Songs written by David Byrne unless noted.

Original 8-track version
A1. Thank You For Sending Me An Angel
A2. Artists Only
A3. I’m No In Love
B1. With Our Love
B2. The Good Thing
B3. Warning Sign
C1. The Girls Want To Be With The Girls
C2. Found A Job
C3. Stay Hungry
D1. Take Me To The River
D2. The Big Country

CD/DVD reissue bonus tracks
12. Stay Hungry (1977 version)
13. I’m Not In Love (alternate version)
14. The Big Country (alternate version)
15. Thank You For Sending Me An Angel (“Country Angel” version)

The Players

David Byrne (singing, guitars and synthesized percussion), Chris Frantz (drums and percussion), Jerry Harrison (piano, organs, synthesizer, guitar and background singing), Tina Weymouth (bass guitar) with Brian Eno (synthesizers, piano, guitar, percussion and background singing), Tina and the Typing Pool (background singing on A3). Produced by Brian Eno and Talking Heads; engineered by Rhett Davies, mixed by Ed Stasium and Brian Eno.

The Pictures

Cover concept by David Byrne. Photomosaic reproduction by Jimmy deSana.

The Plastic

Released on elpee, cassette and 8-track on July 7, 1978 in the US (Sire, SRK/M5 6058/8147-6058 H), the UK and Germany (Sire, K/K4 56531), Australia (Sire, SRK/M5K 6058), Canada (Sire, QSR 6058 and 9147-6058), Germany (Sire, SIR 56 532), Japan (Sire, RJ-7517) and Portugal (SRK 6058NP) with lyrics innersleeve; reached #29 on the US charts (RIAA-certified gold record) and #21 on the UK charts. Some versions of the album cover include the album’s title at the top.

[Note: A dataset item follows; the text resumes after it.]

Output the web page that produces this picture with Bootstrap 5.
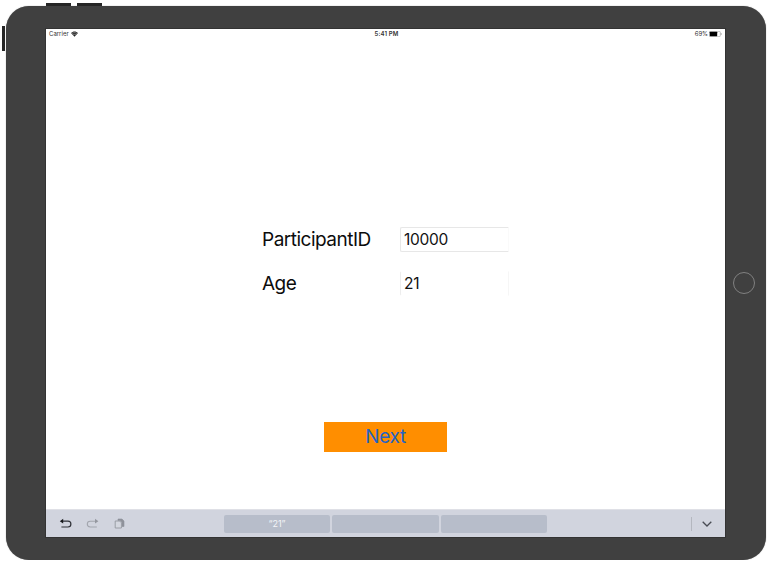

  1. Re-issued on elpee in Japan (Sire, P-6486).
  2. Re-packaged with Talking Heads: 77 on 2-for-1 cassette in 1982 (Sire, 23712-4).
  3. Re-issued on compact disc in 1987 in the US and Canada (Sire, 6058-2). [W2 6058 releases appear to be CRC issues.]
  4. Re-issued on compact disc in Germany (Sire, 27425) and Japan (Sire, WPCP-3621).
  5. Re-released on expanded CD+DVD in 2006 in the US (Sire/Rhino, 73298) with bonus tracks, Surround Sound version and video footage.
  6. Re-released on remastered 180g vinyl elpee in 2013 in the UK (Rhino, R1-6058).